### DIRECTIONS FOR THIS TASK
Copy each line below in which the string "TypeScript" occurs.

### EXTRACTED INFORMATION

————————

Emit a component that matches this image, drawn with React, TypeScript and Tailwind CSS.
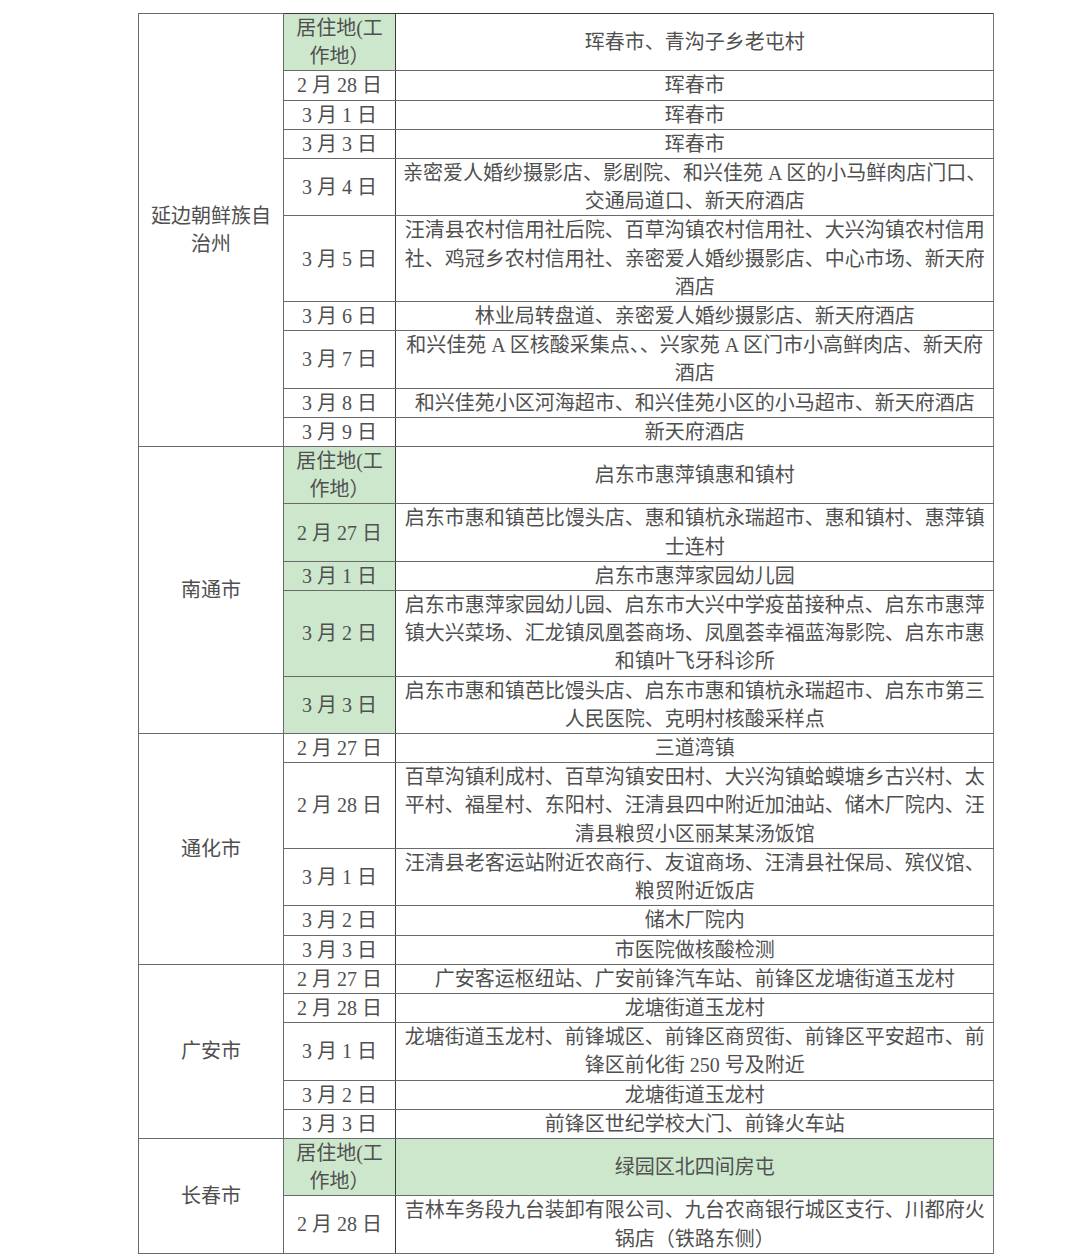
type Row = { date: string[]; place: string[]; dateGreen?: boolean; placeGreen?: boolean };
type Group = { city: string[]; rows: Row[] };

const HOME = ["居住地(工", "作地）"];

const groups: Group[] = [
  {
    city: ["延边朝鲜族自", "治州"],
    rows: [
      { date: HOME, place: ["珲春市、青沟子乡老屯村"], dateGreen: true },
      { date: ["2 月 28 日"], place: ["珲春市"] },
      { date: ["3 月 1 日"], place: ["珲春市"] },
      { date: ["3 月 3 日"], place: ["珲春市"] },
      { date: ["3 月 4 日"], place: ["亲密爱人婚纱摄影店、影剧院、和兴佳苑 A 区的小马鲜肉店门口、", "交通局道口、新天府酒店"] },
      {
        date: ["3 月 5 日"],
        place: ["汪清县农村信用社后院、百草沟镇农村信用社、大兴沟镇农村信用", "社、鸡冠乡农村信用社、亲密爱人婚纱摄影店、中心市场、新天府", "酒店"],
      },
      { date: ["3 月 6 日"], place: ["林业局转盘道、亲密爱人婚纱摄影店、新天府酒店"] },
      { date: ["3 月 7 日"], place: ["和兴佳苑 A 区核酸采集点、、兴家苑 A 区门市小高鲜肉店、新天府", "酒店"] },
      { date: ["3 月 8 日"], place: ["和兴佳苑小区河海超市、和兴佳苑小区的小马超市、新天府酒店"] },
      { date: ["3 月 9 日"], place: ["新天府酒店"] },
    ],
  },
  {
    city: ["南通市"],
    rows: [
      { date: HOME, place: ["启东市惠萍镇惠和镇村"], dateGreen: true },
      { date: ["2 月 27 日"], place: ["启东市惠和镇芭比馒头店、惠和镇杭永瑞超市、惠和镇村、惠萍镇", "士连村"], dateGreen: true },
      { date: ["3 月 1 日"], place: ["启东市惠萍家园幼儿园"], dateGreen: true },
      {
        date: ["3 月 2 日"],
        place: ["启东市惠萍家园幼儿园、启东市大兴中学疫苗接种点、启东市惠萍", "镇大兴菜场、汇龙镇凤凰荟商场、凤凰荟幸福蓝海影院、启东市惠", "和镇叶飞牙科诊所"],
        dateGreen: true,
      },
      { date: ["3 月 3 日"], place: ["启东市惠和镇芭比馒头店、启东市惠和镇杭永瑞超市、启东市第三", "人民医院、克明村核酸采样点"], dateGreen: true },
    ],
  },
  {
    city: ["通化市"],
    rows: [
      { date: ["2 月 27 日"], place: ["三道湾镇"] },
      {
        date: ["2 月 28 日"],
        place: ["百草沟镇利成村、百草沟镇安田村、大兴沟镇蛤蟆塘乡古兴村、太", "平村、福星村、东阳村、汪清县四中附近加油站、储木厂院内、汪", "清县粮贸小区丽某某汤饭馆"],
      },
      { date: ["3 月 1 日"], place: ["汪清县老客运站附近农商行、友谊商场、汪清县社保局、殡仪馆、", "粮贸附近饭店"] },
      { date: ["3 月 2 日"], place: ["储木厂院内"] },
      { date: ["3 月 3 日"], place: ["市医院做核酸检测"] },
    ],
  },
  {
    city: ["广安市"],
    rows: [
      { date: ["2 月 27 日"], place: ["广安客运枢纽站、广安前锋汽车站、前锋区龙塘街道玉龙村"] },
      { date: ["2 月 28 日"], place: ["龙塘街道玉龙村"] },
      { date: ["3 月 1 日"], place: ["龙塘街道玉龙村、前锋城区、前锋区商贸街、前锋区平安超市、前", "锋区前化街 250 号及附近"] },
      { date: ["3 月 2 日"], place: ["龙塘街道玉龙村"] },
      { date: ["3 月 3 日"], place: ["前锋区世纪学校大门、前锋火车站"] },
    ],
  },
  {
    city: ["长春市"],
    rows: [
      { date: HOME, place: ["绿园区北四间房屯"], dateGreen: true, placeGreen: true },
      { date: ["2 月 28 日"], place: ["吉林车务段九台装卸有限公司、九台农商银行城区支行、川都府火", "锅店（铁路东侧）"] },
    ],
  },
];

const Lines = ({ lines }: { lines: string[] }) => (
  <>
    {lines.map((l, i) => (
      <span key={i} className="block whitespace-nowrap">
        {l}
      </span>
    ))}
  </>
);

export default function App() {
  return (
    <div className="min-h-[1256px] w-[1080px] bg-white pt-[13px] pl-[138px] overflow-hidden">
      <table
        className="border-collapse text-[20px] leading-[28.2px] text-[#505050] [font-family:'Liberation_Serif','Noto_Sans_CJK_SC',serif]"
      >
        <colgroup>
          <col className="w-[145px]" />
          <col className="w-[112px]" />
          <col className="w-[598px]" />
        </colgroup>
        <tbody>
          {groups.map((g, gi) =>
            g.rows.map((r, ri) => (
              <tr key={`${gi}-${ri}`}>
                {ri === 0 && (
                  <td
                    rowSpan={g.rows.length}
                    className="border border-[#6a6a6a] p-0 text-center align-middle"
                  >
                    <Lines lines={g.city} />
                  </td>
                )}
                <td
                  className={`border border-[#3a3a3a] border-b-[#6a6a6a] p-0 text-center align-middle ${
                    r.dateGreen ? "bg-[#cde7cd]" : "bg-white"
                  }`}
                >
                  <Lines lines={r.date} />
                </td>
                <td
                  className={`border border-[#3a3a3a] border-b-[#6a6a6a] border-r-[#777] px-[7px] py-0 text-center align-middle ${
                    r.placeGreen ? "bg-[#cde7cd]" : "bg-white"
                  }`}
                >
                  <Lines lines={r.place} />
                </td>
              </tr>
            ))
          )}
        </tbody>
      </table>
    </div>
  );
}
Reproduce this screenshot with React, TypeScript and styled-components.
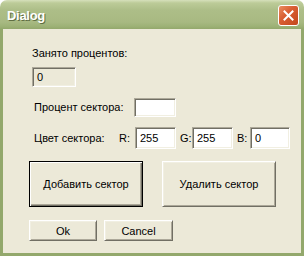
import styled, { createGlobalStyle } from "styled-components";

const GlobalStyle = createGlobalStyle`
  html, body {
    margin: 0;
    padding: 0;
    background: #ffffff;
  }
  body {
    font-family: "Liberation Sans", Arial, sans-serif;
    font-size: 11px;
    color: #000000;
  }
`;

const Window = styled.div`
  width: 304px;
  height: 256px;
  display: flex;
  flex-direction: column;
  box-sizing: border-box;
`;

const TitleBar = styled.div`
  height: 29px;
  flex: none;
  display: flex;
  align-items: center;
  justify-content: space-between;
  padding: 0 5px 0 7px;
  border-radius: 7px 7px 0 0;
  background: linear-gradient(
    to bottom,
    #d6e0bb 0px,
    #bccb98 3px,
    #adbe88 10px,
    #a8b982 22px,
    #9eb277 26px,
    #93a86c 29px
  );
`;

const Title = styled.span`
  font-family: "Liberation Sans", Arial, sans-serif;
  font-weight: bold;
  font-size: 13px;
  letter-spacing: -0.3px;
  color: #ffffff;
  text-shadow: 1px 1px 0 #5f6e42;
  margin-top: 1px;
`;

const CloseButton = styled.div`
  width: 21px;
  height: 21px;
  box-sizing: border-box;
  border: 1px solid #ffffff;
  border-radius: 3px;
  background: linear-gradient(135deg, #ea8e62 0%, #d95f33 40%, #c4461d 100%);
  display: flex;
  align-items: center;
  justify-content: center;
  margin-top: 1px;
`;

const Client = styled.div`
  flex: 1;
  background: #ece9d8;
  border: 3px solid #93a86c;
  border-top: none;
  padding: 18px 0 0 26px;
  display: flex;
  flex-direction: column;
  align-items: flex-start;
`;

const Label = styled.span<{ $indent?: number; $width?: number }>`
  margin-left: ${(p) => p.$indent ?? 0}px;
  width: ${(p) => (p.$width ? `${p.$width}px` : "auto")};
  line-height: 13px;
  white-space: nowrap;
  flex: none;
`;

const Field = styled.div<{ $w: number; $h: number; $readOnly?: boolean }>`
  width: ${(p) => p.$w}px;
  height: ${(p) => p.$h}px;
  box-sizing: border-box;
  flex: none;
  background: ${(p) => (p.$readOnly ? "#ece9d8" : "#ffffff")};
  border: 1px solid;
  border-color: #aca899 #ffffff #ffffff #aca899;
  box-shadow: inset 1px 1px 0 #716f64, inset -1px -1px 0 #f1efe2;
  padding: 0 0 0 4px;
  display: flex;
  align-items: center;
  line-height: 13px;
`;

const Row = styled.div<{ $top: number; $h: number; $gap?: number }>`
  display: flex;
  align-items: center;
  margin-top: ${(p) => p.$top}px;
  height: ${(p) => p.$h}px;
  gap: ${(p) => p.$gap ?? 0}px;
`;

const ReadOnlyWrap = styled.div`
  margin: 7px 0 0 3px;
`;

const Button = styled.div<{ $w: number; $h: number; $default?: boolean }>`
  width: ${(p) => p.$w}px;
  height: ${(p) => p.$h}px;
  box-sizing: border-box;
  background: #ece9d8;
  display: flex;
  align-items: center;
  justify-content: center;
  flex: none;
  border: 1px solid;
  border-color: ${(p) =>
    p.$default ? "#000000" : "#ffffff #716f64 #716f64 #ffffff"};
  box-shadow: ${(p) =>
    p.$default
      ? "inset 1px 1px 0 #ffffff, inset -1px -1px 0 #716f64, inset -2px -2px 0 #aca899"
      : "inset 1px 1px 0 #f1efe2, inset -1px -1px 0 #aca899"};
`;

const App = () => {
  return (
    <>
      <GlobalStyle />
      <Window>
        <TitleBar>
          <Title>Dialog</Title>
          <CloseButton>
            <svg width="11" height="11" viewBox="0 0 11 11">
              <path
                d="M1.5 1.5 L9.5 9.5 M9.5 1.5 L1.5 9.5"
                stroke="#ffffff"
                strokeWidth="2"
                strokeLinecap="square"
              />
            </svg>
          </CloseButton>
        </TitleBar>
        <Client>
          <Label $indent={3}>Занято процентов:</Label>
          <ReadOnlyWrap>
            <Field $w={44} $h={20} $readOnly>
              0
            </Field>
          </ReadOnlyWrap>
          <Row $top={11} $h={19}>
            <Label $indent={5} $width={100}>
              Процент сектора:
            </Label>
            <Field $w={42} $h={19} />
          </Row>
          <Row $top={10} $h={22}>
            <Label $indent={5} $width={85}>
              Цвет сектора:
            </Label>
            <Label $width={16}>R:</Label>
            <Field $w={41} $h={22}>
              255
            </Field>
            <Label $indent={4} $width={12}>
              G:
            </Label>
            <Field $w={41} $h={22}>
              255
            </Field>
            <Label $indent={4} $width={13}>
              B:
            </Label>
            <Field $w={40} $h={22}>
              0
            </Field>
          </Row>
          <Row $top={12} $h={46} $gap={19}>
            <Button $w={114} $h={46} $default>
              Добавить сектор
            </Button>
            <Button $w={114} $h={46}>
              Удалить сектор
            </Button>
          </Row>
          <Row $top={13} $h={21} $gap={7}>
            <Button $w={68} $h={21}>
              Ok
            </Button>
            <Button $w={69} $h={21}>
              Cancel
            </Button>
          </Row>
        </Client>
      </Window>
    </>
  );
};

export default App;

————————

### OUTPUT OF THE EXERCISE
Emit a component that matches this image, drawn with React, TypeScript and Tailwind CSS.
Reproduce this screenshot with React, TypeScript and styled-components.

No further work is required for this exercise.